**WHAT YOU ARE ASKED TO DO**
Give back exactly the lines from the one with "Recreate this image" through the one with "4.5Q17.9 3.7 18.7", inclusive, without the images.

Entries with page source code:
===============

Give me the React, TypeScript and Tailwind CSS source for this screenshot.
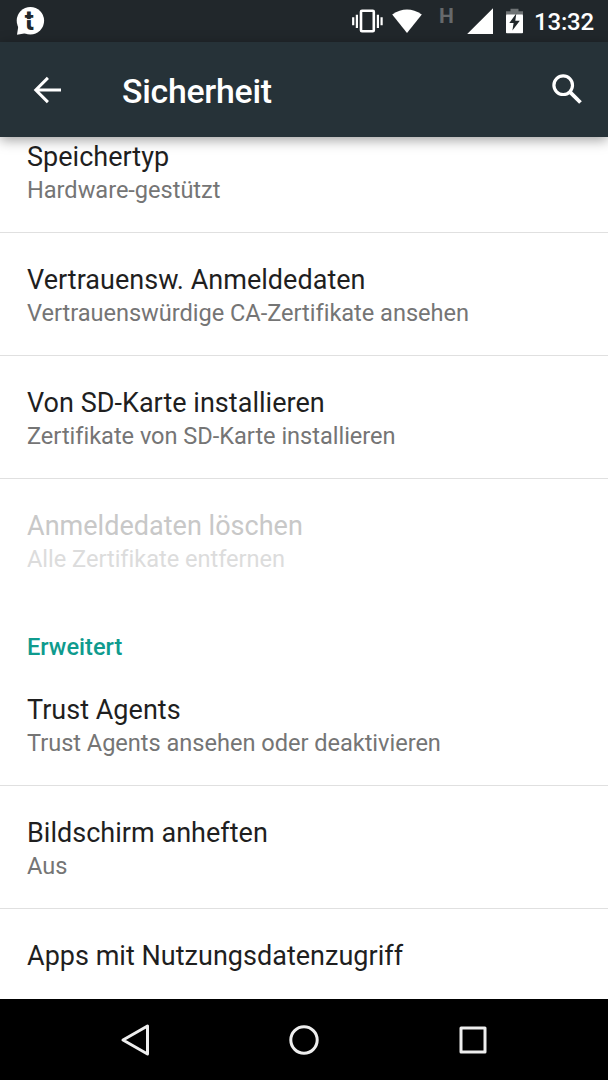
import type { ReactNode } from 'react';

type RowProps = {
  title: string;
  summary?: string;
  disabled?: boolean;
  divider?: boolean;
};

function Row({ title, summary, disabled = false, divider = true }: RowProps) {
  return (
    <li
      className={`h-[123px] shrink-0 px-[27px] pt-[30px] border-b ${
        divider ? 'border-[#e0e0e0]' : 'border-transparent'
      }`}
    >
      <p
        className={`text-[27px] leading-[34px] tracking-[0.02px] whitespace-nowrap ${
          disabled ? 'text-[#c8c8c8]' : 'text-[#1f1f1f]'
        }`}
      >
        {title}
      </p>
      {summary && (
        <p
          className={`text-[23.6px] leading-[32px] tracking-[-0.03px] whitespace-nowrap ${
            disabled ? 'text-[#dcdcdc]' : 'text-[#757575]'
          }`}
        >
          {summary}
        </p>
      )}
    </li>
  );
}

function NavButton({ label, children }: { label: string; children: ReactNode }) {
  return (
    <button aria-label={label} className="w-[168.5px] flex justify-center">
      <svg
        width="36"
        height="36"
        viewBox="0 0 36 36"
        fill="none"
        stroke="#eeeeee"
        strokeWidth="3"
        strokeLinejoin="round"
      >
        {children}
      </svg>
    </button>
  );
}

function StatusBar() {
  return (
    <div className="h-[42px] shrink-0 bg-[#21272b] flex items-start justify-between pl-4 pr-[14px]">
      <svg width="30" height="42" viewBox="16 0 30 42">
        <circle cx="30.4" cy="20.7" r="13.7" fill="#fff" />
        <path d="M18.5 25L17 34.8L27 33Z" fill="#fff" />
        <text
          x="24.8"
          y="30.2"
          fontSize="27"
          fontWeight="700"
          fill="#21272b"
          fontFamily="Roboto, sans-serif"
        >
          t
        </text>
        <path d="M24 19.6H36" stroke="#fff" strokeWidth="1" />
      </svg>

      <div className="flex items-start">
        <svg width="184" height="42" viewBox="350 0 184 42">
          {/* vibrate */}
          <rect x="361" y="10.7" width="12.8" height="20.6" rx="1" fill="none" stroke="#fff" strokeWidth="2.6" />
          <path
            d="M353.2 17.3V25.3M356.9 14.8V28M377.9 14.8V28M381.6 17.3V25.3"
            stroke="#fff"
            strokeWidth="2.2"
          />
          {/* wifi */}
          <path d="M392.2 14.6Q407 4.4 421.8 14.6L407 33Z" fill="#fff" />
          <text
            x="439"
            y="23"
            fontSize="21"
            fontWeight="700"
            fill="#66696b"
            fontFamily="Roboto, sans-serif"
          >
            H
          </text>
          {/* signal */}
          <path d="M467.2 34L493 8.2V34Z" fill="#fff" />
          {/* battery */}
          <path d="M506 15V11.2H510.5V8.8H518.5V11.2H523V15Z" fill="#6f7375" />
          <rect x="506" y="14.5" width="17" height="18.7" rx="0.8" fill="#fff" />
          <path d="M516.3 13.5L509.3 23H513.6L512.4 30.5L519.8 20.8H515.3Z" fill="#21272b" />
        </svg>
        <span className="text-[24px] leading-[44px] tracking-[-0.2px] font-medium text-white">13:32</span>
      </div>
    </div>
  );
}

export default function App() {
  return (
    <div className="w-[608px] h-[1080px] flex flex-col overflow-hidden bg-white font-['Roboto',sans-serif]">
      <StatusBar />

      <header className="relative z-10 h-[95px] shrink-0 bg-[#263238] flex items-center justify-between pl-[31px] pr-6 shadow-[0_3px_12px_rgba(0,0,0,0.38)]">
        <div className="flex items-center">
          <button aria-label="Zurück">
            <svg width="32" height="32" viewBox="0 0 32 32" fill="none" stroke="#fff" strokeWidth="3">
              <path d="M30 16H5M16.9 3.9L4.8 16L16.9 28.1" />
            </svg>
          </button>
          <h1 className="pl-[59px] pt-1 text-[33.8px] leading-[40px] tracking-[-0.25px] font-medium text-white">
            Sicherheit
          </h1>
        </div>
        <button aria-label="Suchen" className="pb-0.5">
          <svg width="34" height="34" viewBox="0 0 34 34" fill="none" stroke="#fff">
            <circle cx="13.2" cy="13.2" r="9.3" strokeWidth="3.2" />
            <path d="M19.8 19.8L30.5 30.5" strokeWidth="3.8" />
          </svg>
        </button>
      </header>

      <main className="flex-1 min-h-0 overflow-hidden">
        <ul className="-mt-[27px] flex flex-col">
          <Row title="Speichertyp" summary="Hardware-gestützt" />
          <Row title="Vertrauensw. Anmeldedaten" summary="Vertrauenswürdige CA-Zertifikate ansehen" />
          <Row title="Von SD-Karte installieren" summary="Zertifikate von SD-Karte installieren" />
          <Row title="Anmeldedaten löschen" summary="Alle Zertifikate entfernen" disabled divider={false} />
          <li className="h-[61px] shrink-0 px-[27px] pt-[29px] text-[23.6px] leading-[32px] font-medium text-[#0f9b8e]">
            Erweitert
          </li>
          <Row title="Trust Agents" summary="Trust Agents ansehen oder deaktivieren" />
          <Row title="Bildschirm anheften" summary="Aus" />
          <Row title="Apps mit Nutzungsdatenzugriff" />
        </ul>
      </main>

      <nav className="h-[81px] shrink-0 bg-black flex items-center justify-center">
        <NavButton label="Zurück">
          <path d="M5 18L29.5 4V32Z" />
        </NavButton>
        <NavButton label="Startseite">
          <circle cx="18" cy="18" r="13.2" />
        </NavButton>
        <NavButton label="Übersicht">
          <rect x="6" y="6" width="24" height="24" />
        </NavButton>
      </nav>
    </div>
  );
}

===============

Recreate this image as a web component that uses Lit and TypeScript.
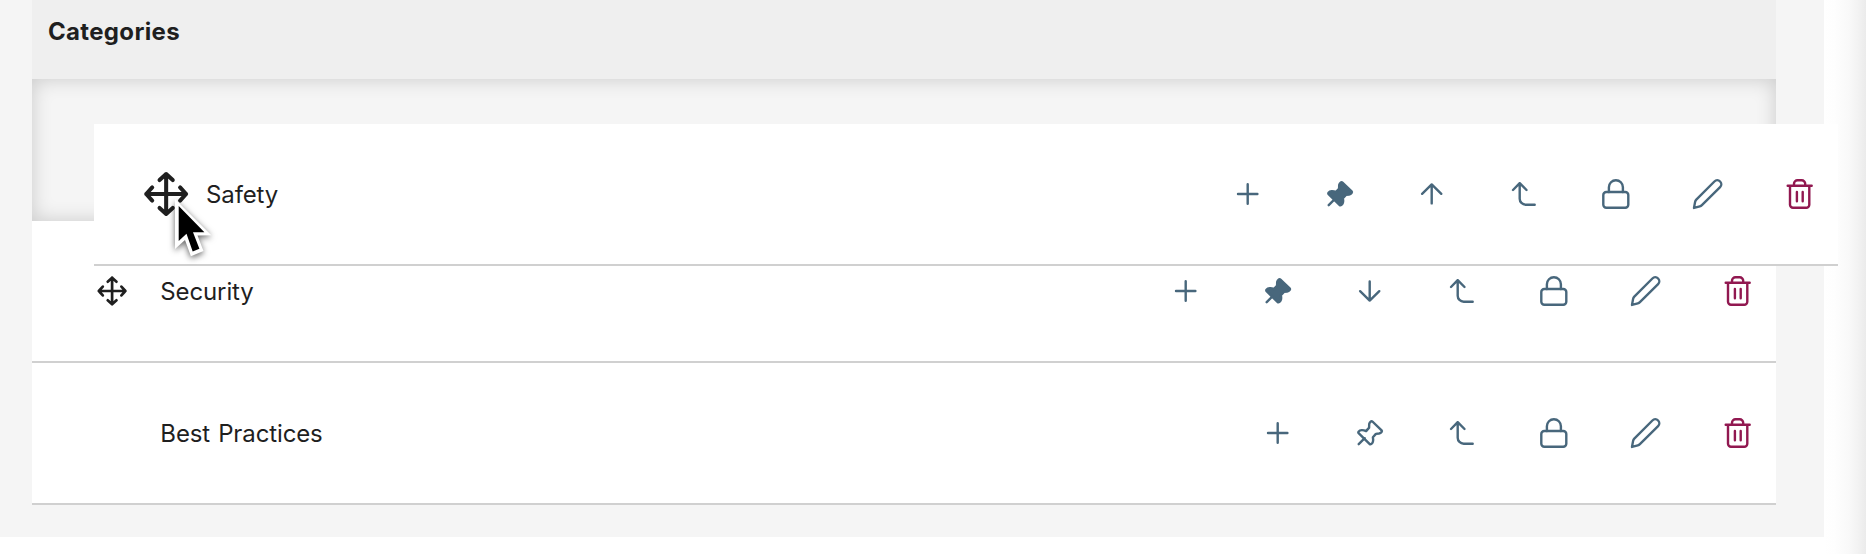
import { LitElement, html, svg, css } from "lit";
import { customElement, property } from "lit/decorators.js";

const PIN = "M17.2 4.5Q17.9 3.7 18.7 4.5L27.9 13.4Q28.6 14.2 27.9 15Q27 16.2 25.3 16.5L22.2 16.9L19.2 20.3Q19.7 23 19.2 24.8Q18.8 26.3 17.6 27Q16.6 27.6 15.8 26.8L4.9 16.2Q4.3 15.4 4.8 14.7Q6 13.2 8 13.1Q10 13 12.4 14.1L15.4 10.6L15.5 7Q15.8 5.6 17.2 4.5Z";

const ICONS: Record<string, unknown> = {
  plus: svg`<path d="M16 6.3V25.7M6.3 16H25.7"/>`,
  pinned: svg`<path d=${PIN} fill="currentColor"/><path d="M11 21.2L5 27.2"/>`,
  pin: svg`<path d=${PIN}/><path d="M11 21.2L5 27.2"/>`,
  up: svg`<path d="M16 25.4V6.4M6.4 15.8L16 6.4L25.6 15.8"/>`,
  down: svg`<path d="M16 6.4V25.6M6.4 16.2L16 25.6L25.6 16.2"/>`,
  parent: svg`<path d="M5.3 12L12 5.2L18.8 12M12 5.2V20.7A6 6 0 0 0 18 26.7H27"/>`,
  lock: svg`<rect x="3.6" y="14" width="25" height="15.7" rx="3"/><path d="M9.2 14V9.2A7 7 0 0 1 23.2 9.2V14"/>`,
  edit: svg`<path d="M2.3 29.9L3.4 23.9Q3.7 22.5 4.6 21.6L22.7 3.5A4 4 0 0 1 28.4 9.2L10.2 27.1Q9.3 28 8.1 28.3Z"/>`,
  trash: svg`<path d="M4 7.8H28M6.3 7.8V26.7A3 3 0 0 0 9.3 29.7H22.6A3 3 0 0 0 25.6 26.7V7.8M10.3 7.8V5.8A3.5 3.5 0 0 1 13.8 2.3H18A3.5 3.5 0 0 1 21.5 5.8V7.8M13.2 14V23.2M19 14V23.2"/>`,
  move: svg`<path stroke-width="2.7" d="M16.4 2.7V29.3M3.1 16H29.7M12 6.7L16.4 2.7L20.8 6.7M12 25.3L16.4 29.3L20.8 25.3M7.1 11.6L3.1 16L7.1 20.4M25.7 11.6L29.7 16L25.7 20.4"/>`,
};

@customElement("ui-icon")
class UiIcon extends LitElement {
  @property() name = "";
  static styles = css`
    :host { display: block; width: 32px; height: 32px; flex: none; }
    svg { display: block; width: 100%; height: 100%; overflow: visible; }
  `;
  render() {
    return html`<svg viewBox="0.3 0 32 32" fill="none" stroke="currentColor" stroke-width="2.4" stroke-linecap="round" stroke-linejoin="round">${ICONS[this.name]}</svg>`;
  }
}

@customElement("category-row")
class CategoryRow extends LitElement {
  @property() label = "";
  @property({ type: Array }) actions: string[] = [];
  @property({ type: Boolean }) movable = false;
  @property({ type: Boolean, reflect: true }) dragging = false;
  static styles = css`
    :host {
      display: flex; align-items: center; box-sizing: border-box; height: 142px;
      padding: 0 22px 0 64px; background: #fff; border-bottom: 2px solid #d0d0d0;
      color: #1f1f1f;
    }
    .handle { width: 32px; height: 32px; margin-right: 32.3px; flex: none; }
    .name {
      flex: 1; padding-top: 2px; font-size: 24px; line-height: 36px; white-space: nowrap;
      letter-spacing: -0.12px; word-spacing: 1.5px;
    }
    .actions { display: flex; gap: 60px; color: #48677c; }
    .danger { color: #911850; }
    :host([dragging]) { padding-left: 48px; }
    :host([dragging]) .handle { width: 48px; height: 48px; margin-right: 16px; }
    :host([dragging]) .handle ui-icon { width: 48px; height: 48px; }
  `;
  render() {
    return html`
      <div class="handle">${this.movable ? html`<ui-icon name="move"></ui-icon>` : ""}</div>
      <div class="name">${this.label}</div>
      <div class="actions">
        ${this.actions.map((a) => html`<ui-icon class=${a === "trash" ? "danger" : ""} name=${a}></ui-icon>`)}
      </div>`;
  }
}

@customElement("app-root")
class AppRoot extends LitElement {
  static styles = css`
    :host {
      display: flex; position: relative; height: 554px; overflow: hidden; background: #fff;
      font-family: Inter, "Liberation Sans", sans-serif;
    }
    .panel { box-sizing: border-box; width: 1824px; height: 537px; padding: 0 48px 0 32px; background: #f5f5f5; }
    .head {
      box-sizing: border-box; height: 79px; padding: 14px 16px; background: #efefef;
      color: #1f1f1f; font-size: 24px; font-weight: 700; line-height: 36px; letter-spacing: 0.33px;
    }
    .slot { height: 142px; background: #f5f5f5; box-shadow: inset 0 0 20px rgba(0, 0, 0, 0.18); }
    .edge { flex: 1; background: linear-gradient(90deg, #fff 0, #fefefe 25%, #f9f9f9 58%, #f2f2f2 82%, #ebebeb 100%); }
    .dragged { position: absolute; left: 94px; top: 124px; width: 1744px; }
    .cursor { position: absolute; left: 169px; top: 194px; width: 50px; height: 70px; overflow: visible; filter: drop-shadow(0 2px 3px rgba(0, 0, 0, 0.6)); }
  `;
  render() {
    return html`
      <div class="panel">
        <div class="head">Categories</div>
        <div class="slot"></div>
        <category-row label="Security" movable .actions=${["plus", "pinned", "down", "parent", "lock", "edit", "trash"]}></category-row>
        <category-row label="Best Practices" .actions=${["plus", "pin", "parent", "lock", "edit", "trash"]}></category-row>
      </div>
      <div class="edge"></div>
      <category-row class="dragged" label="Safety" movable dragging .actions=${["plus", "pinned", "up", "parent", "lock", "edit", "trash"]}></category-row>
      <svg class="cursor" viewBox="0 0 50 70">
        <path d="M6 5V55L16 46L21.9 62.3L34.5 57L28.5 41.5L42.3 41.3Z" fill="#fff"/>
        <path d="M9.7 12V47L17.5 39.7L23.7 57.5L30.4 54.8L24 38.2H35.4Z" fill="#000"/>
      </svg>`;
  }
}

===============

**ANSWER IN FULL**
Recreate this image as a web component that uses Lit and TypeScript.
import { LitElement, html, svg, css } from "lit";
import { customElement, property } from "lit/decorators.js";

const PIN = "M17.2 4.5Q17.9 3.7 18.7 4.5L27.9 13.4Q28.6 14.2 27.9 15Q27 16.2 25.3 16.5L22.2 16.9L19.2 20.3Q19.7 23 19.2 24.8Q18.8 26.3 17.6 27Q16.6 27.6 15.8 26.8L4.9 16.2Q4.3 15.4 4.8 14.7Q6 13.2 8 13.1Q10 13 12.4 14.1L15.4 10.6L15.5 7Q15.8 5.6 17.2 4.5Z";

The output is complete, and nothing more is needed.